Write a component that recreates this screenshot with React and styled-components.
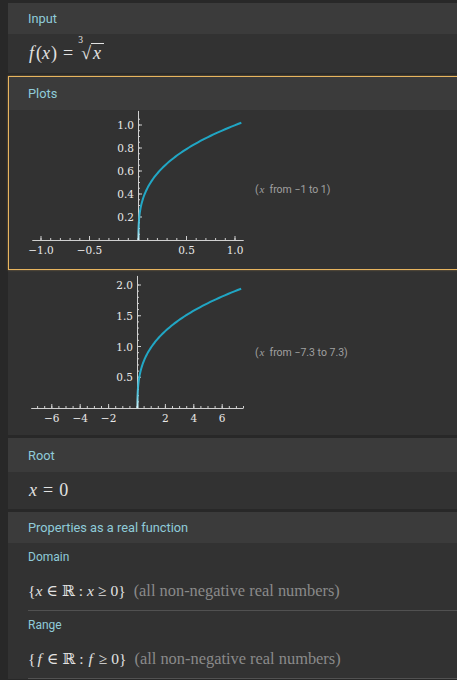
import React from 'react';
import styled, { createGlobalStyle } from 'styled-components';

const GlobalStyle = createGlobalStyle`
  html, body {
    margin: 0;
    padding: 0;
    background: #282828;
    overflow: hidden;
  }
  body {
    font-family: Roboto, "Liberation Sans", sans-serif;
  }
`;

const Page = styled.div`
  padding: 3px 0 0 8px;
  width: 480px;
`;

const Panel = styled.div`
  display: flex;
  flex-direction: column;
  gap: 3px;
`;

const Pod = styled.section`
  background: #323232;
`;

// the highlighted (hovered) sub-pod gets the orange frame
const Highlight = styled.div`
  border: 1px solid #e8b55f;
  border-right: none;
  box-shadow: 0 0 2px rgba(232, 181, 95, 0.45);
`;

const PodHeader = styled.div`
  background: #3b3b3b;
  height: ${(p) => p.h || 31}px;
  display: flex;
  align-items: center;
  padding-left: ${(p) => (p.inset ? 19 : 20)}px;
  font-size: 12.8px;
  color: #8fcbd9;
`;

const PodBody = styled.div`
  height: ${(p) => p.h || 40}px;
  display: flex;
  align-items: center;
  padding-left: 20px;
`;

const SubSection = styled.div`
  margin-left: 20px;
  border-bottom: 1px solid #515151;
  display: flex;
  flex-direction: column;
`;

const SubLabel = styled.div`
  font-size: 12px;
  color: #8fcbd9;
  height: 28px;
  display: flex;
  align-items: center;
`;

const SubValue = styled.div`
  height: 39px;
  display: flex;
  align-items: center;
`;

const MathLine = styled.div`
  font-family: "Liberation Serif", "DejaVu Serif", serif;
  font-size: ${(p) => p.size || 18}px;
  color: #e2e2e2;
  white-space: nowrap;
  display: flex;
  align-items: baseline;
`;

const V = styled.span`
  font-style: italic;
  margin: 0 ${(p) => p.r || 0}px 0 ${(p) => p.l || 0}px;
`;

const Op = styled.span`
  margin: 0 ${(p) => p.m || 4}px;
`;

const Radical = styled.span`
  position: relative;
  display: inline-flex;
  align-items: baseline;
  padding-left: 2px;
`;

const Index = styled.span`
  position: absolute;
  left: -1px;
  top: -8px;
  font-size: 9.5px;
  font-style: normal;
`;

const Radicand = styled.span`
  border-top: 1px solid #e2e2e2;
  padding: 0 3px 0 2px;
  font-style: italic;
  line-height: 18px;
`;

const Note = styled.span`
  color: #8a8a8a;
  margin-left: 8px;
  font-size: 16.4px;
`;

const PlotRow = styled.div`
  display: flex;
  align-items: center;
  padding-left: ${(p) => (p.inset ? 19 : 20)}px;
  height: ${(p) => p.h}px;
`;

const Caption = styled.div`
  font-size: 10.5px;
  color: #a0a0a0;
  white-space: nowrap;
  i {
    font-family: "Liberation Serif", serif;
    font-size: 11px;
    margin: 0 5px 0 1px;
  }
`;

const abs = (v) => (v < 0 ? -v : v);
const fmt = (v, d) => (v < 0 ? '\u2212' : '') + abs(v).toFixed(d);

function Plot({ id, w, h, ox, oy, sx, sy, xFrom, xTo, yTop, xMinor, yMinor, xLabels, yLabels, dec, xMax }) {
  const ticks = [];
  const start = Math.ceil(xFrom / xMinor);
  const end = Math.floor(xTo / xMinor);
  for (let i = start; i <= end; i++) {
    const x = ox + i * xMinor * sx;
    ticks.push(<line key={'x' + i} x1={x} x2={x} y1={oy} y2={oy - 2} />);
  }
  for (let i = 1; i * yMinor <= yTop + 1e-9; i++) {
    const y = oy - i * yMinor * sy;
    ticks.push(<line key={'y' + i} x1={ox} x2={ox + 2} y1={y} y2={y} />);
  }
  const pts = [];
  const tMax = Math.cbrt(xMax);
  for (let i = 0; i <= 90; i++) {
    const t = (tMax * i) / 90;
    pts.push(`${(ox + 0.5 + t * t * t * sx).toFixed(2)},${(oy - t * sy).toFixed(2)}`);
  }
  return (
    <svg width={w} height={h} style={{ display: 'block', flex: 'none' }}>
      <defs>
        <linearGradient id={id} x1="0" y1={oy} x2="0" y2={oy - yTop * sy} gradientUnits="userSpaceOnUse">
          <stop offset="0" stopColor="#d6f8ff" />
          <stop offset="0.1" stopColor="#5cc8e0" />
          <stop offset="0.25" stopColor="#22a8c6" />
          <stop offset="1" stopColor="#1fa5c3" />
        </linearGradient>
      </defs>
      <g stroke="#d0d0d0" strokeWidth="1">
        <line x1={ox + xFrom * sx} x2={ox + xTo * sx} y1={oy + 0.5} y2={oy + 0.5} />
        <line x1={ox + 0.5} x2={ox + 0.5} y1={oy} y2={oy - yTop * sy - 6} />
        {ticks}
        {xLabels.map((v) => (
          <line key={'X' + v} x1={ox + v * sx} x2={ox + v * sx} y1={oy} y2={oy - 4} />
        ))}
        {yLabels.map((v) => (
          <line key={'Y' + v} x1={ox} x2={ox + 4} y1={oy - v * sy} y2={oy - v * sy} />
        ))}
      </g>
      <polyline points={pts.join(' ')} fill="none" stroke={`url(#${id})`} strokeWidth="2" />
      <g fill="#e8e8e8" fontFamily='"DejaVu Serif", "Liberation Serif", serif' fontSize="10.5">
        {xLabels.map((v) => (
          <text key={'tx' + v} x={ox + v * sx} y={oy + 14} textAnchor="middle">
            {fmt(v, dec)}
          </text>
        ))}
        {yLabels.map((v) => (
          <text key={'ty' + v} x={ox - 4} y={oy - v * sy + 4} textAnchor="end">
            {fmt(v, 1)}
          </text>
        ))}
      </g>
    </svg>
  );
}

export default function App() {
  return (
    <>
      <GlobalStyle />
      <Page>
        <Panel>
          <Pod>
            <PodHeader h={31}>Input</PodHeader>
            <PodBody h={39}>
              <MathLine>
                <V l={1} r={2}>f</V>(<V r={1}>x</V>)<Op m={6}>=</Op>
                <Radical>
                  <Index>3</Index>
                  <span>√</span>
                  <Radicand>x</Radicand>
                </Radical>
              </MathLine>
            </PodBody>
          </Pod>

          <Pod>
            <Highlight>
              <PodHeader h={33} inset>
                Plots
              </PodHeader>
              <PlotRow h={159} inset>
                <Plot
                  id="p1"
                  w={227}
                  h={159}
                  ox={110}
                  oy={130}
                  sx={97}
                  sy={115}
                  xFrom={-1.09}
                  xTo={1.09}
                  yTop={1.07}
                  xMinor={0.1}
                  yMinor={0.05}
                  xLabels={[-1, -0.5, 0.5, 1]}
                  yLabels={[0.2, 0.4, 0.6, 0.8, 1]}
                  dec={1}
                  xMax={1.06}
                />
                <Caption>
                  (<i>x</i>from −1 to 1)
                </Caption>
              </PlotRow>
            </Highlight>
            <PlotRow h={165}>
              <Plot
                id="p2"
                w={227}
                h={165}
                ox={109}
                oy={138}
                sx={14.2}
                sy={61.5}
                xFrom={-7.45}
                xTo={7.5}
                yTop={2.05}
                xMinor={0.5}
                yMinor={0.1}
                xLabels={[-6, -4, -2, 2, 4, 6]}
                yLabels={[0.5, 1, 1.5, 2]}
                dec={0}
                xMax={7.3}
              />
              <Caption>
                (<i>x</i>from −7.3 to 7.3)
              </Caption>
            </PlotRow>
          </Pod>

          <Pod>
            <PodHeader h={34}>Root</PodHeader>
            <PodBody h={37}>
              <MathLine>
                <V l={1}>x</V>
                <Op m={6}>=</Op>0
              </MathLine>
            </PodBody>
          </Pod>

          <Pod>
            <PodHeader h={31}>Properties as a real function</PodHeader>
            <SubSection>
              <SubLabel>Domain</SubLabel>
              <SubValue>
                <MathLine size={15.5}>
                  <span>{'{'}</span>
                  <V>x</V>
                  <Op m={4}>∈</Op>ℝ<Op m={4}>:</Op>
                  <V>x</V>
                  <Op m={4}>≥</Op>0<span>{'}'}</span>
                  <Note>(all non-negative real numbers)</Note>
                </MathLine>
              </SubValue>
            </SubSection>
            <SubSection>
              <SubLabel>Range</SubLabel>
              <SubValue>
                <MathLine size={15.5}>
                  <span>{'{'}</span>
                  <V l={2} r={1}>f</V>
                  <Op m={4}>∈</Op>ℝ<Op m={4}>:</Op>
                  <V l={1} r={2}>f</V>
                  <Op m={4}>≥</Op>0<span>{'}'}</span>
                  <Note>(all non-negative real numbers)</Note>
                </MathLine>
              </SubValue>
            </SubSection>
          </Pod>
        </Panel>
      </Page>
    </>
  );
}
___
TASK DETAILS:
Each line holding "React" must be found and copied.

FINAL ANSWER:
Write a component that recreates this screenshot with React and styled-components.
import React from 'react';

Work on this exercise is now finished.